Highlights & Insights¶
- Symbiotic Generation Paradigm: Systematises the reciprocal relationship between dataset construction and training, progressively improving quality without relying on external data.
- Simple-to-Complex Curriculum Learning: Decouples 4D generation into spatial and temporal stages, progressing from easy to hard within each stage, preventing the instability of a single-step optimization.
- Zero-shot + Real-time Rendering: Generates high-quality animatable avatars using only a single image with ~5 hours of optimization.
Limitations & Future Work¶
- The optimization process still requires approximately 5 hours on a single A6000 GPU, making it unsuitable for real-time deployment.
- There is still room for improvement in handling extreme side views and extreme expressions.

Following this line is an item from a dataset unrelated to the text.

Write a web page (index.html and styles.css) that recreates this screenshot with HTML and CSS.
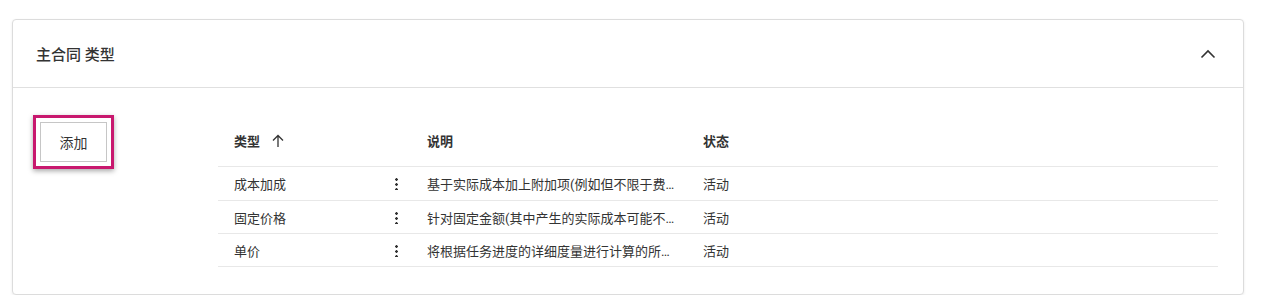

- Performance depends heavily on the quality of the video diffusion model; different foundation models may yield varying results.
- Future work can explore more efficient dataset update strategies to reduce optimization time.
Related Work & Insights¶
- Compared to SDS-based methods like DreamHead and HeadStudio, replacing distillation with reconstruction avoids over-smoothing.
- The core concept of symbiotic generation can be generalized to other scenarios requiring learning from inconsistent generation results.
- The progressive learning strategy provides a valuable reference for all video diffusion distillation tasks.
Rating¶
⭐⭐⭐⭐ — Cleverly solves the spatio-temporal inconsistency issue in video diffusion distillation through the mutual coordination of symbiotic generation and progressive learning. The experimental results are convincing in terms of both fidelity and rendering speed. However, the 5-hour optimization time and dependency on foundation models pose limitations for practical deployment.